● **Exercise details**
Your task is to transcribe all of the data below exactly, omitting the images.

● **Supplied data**
-- BEGIN --

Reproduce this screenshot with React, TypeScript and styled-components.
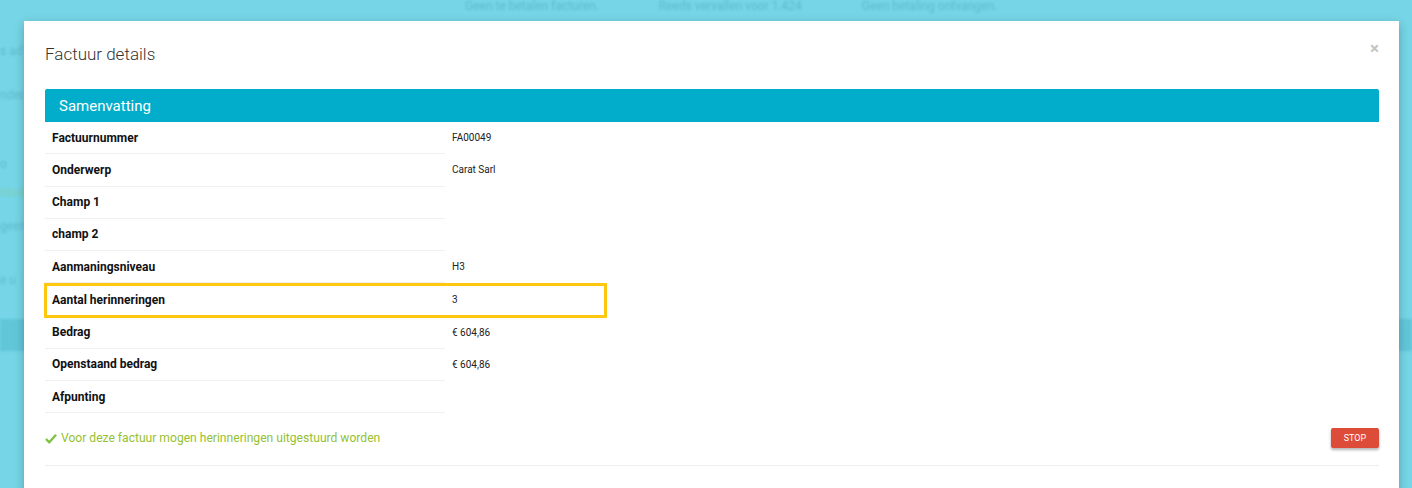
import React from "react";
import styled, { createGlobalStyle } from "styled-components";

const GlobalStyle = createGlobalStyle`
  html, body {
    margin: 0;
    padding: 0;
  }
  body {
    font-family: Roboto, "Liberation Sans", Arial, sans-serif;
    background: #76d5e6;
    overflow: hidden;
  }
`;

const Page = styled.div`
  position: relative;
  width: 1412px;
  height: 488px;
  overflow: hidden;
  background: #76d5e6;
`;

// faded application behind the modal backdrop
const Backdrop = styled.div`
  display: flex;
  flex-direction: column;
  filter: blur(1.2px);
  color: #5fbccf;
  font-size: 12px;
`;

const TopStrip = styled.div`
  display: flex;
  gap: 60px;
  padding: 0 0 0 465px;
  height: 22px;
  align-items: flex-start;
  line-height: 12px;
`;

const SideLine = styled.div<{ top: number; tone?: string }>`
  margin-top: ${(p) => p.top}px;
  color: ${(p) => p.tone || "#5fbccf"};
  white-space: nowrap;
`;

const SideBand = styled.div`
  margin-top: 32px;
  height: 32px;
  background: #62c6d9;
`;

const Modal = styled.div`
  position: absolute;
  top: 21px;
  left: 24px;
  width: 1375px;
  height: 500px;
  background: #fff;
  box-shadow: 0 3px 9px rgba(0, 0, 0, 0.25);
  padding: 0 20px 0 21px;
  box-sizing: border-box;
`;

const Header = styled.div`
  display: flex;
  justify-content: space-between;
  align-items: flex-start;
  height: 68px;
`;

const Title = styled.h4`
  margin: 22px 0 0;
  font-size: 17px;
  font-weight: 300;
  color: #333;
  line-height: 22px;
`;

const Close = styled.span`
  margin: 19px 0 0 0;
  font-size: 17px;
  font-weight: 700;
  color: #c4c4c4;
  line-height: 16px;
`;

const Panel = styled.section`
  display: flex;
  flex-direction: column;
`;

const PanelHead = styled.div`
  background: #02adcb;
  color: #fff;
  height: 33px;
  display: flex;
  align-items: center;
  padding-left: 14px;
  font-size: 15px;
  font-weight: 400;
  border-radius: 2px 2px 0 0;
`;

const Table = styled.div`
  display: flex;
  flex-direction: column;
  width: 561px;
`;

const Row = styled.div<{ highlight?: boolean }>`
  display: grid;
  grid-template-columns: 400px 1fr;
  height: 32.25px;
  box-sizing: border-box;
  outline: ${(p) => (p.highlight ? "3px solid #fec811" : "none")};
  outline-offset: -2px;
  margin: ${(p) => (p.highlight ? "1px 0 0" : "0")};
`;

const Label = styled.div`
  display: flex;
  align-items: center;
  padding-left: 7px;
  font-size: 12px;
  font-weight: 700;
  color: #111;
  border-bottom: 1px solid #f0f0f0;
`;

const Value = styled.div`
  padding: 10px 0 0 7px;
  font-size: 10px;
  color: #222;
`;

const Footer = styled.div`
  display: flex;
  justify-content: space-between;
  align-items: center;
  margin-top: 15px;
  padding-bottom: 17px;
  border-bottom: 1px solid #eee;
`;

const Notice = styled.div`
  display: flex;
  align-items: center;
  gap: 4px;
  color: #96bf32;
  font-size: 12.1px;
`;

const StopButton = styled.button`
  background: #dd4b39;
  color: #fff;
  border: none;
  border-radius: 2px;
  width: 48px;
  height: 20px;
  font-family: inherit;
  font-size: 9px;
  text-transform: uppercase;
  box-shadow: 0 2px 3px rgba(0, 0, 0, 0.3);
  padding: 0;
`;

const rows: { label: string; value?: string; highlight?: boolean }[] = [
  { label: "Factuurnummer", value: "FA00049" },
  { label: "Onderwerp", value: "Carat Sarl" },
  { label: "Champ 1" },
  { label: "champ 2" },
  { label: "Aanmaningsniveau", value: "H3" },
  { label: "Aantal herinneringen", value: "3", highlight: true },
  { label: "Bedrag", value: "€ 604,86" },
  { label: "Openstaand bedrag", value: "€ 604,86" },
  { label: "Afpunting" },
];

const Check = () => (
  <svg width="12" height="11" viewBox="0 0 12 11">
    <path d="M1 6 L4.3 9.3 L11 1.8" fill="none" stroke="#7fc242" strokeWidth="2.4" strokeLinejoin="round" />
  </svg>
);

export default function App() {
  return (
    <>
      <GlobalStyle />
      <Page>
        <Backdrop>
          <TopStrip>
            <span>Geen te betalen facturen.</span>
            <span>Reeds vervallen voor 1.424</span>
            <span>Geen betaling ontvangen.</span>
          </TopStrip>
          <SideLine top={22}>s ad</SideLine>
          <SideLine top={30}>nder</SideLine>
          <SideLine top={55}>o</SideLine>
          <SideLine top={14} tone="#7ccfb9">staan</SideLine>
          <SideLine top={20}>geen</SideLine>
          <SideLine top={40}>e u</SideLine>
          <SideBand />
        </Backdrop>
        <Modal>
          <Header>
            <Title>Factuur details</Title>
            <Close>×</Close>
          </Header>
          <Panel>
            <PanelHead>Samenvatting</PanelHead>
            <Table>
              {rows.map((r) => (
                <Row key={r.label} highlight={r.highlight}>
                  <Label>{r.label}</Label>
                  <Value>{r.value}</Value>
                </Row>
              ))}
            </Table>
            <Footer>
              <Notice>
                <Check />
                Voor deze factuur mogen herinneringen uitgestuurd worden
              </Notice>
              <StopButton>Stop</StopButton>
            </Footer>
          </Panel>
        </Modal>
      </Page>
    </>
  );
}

-- END --

● **Full response**
Reproduce this screenshot with React, TypeScript and styled-components.
import React from "react";
import styled, { createGlobalStyle } from "styled-components";

const GlobalStyle = createGlobalStyle`
  html, body {
    margin: 0;
    padding: 0;
  }
  body {
    font-family: Roboto, "Liberation Sans", Arial, sans-serif;
    background: #76d5e6;
    overflow: hidden;
  }
`;

const Page = styled.div`
  position: relative;
  width: 1412px;
  height: 488px;
  overflow: hidden;
  background: #76d5e6;
`;

// faded application behind the modal backdrop
const Backdrop = styled.div`
  display: flex;
  flex-direction: column;
  filter: blur(1.2px);
  color: #5fbccf;
  font-size: 12px;
`;

const TopStrip = styled.div`
  display: flex;
  gap: 60px;
  padding: 0 0 0 465px;
  height: 22px;
  align-items: flex-start;
  line-height: 12px;
`;

const SideLine = styled.div<{ top: number; tone?: string }>`
  margin-top: ${(p) => p.top}px;
  color: ${(p) => p.tone || "#5fbccf"};
  white-space: nowrap;
`;

const SideBand = styled.div`
  margin-top: 32px;
  height: 32px;
  background: #62c6d9;
`;

const Modal = styled.div`
  position: absolute;
  top: 21px;
  left: 24px;
  width: 1375px;
  height: 500px;
  background: #fff;
  box-shadow: 0 3px 9px rgba(0, 0, 0, 0.25);
  padding: 0 20px 0 21px;
  box-sizing: border-box;
`;

const Header = styled.div`
  display: flex;
  justify-content: space-between;
  align-items: flex-start;
  height: 68px;
`;

const Title = styled.h4`
  margin: 22px 0 0;
  font-size: 17px;
  font-weight: 300;
  color: #333;
  line-height: 22px;
`;

const Close = styled.span`
  margin: 19px 0 0 0;
  font-size: 17px;
  font-weight: 700;
  color: #c4c4c4;
  line-height: 16px;
`;

const Panel = styled.section`
  display: flex;
  flex-direction: column;
`;

const PanelHead = styled.div`
  background: #02adcb;
  color: #fff;
  height: 33px;
  display: flex;
  align-items: center;
  padding-left: 14px;
  font-size: 15px;
  font-weight: 400;
  border-radius: 2px 2px 0 0;
`;

const Table = styled.div`
  display: flex;
  flex-direction: column;
  width: 561px;
`;

const Row = styled.div<{ highlight?: boolean }>`
  display: grid;
  grid-template-columns: 400px 1fr;
  height: 32.25px;
  box-sizing: border-box;
  outline: ${(p) => (p.highlight ? "3px solid #fec811" : "none")};
  outline-offset: -2px;
  margin: ${(p) => (p.highlight ? "1px 0 0" : "0")};
`;

const Label = styled.div`
  display: flex;
  align-items: center;
  padding-left: 7px;
  font-size: 12px;
  font-weight: 700;
  color: #111;
  border-bottom: 1px solid #f0f0f0;
`;

const Value = styled.div`
  padding: 10px 0 0 7px;
  font-size: 10px;
  color: #222;
`;

const Footer = styled.div`
  display: flex;
  justify-content: space-between;
  align-items: center;
  margin-top: 15px;
  padding-bottom: 17px;
  border-bottom: 1px solid #eee;
`;

const Notice = styled.div`
  display: flex;
  align-items: center;
  gap: 4px;
  color: #96bf32;
  font-size: 12.1px;
`;

const StopButton = styled.button`
  background: #dd4b39;
  color: #fff;
  border: none;
  border-radius: 2px;
  width: 48px;
  height: 20px;
  font-family: inherit;
  font-size: 9px;
  text-transform: uppercase;
  box-shadow: 0 2px 3px rgba(0, 0, 0, 0.3);
  padding: 0;
`;

const rows: { label: string; value?: string; highlight?: boolean }[] = [
  { label: "Factuurnummer", value: "FA00049" },
  { label: "Onderwerp", value: "Carat Sarl" },
  { label: "Champ 1" },
  { label: "champ 2" },
  { label: "Aanmaningsniveau", value: "H3" },
  { label: "Aantal herinneringen", value: "3", highlight: true },
  { label: "Bedrag", value: "€ 604,86" },
  { label: "Openstaand bedrag", value: "€ 604,86" },
  { label: "Afpunting" },
];

const Check = () => (
  <svg width="12" height="11" viewBox="0 0 12 11">
    <path d="M1 6 L4.3 9.3 L11 1.8" fill="none" stroke="#7fc242" strokeWidth="2.4" strokeLinejoin="round" />
  </svg>
);

export default function App() {
  return (
    <>
      <GlobalStyle />
      <Page>
        <Backdrop>
          <TopStrip>
            <span>Geen te betalen facturen.</span>
            <span>Reeds vervallen voor 1.424</span>
            <span>Geen betaling ontvangen.</span>
          </TopStrip>
          <SideLine top={22}>s ad</SideLine>
          <SideLine top={30}>nder</SideLine>
          <SideLine top={55}>o</SideLine>
          <SideLine top={14} tone="#7ccfb9">staan</SideLine>
          <SideLine top={20}>geen</SideLine>
          <SideLine top={40}>e u</SideLine>
          <SideBand />
        </Backdrop>
        <Modal>
          <Header>
            <Title>Factuur details</Title>
            <Close>×</Close>
          </Header>
          <Panel>
            <PanelHead>Samenvatting</PanelHead>
            <Table>
              {rows.map((r) => (
                <Row key={r.label} highlight={r.highlight}>
                  <Label>{r.label}</Label>
                  <Value>{r.value}</Value>
                </Row>
              ))}
            </Table>
            <Footer>
              <Notice>
                <Check />
                Voor deze factuur mogen herinneringen uitgestuurd worden
              </Notice>
              <StopButton>Stop</StopButton>
            </Footer>
          </Panel>
        </Modal>
      </Page>
    </>
  );
}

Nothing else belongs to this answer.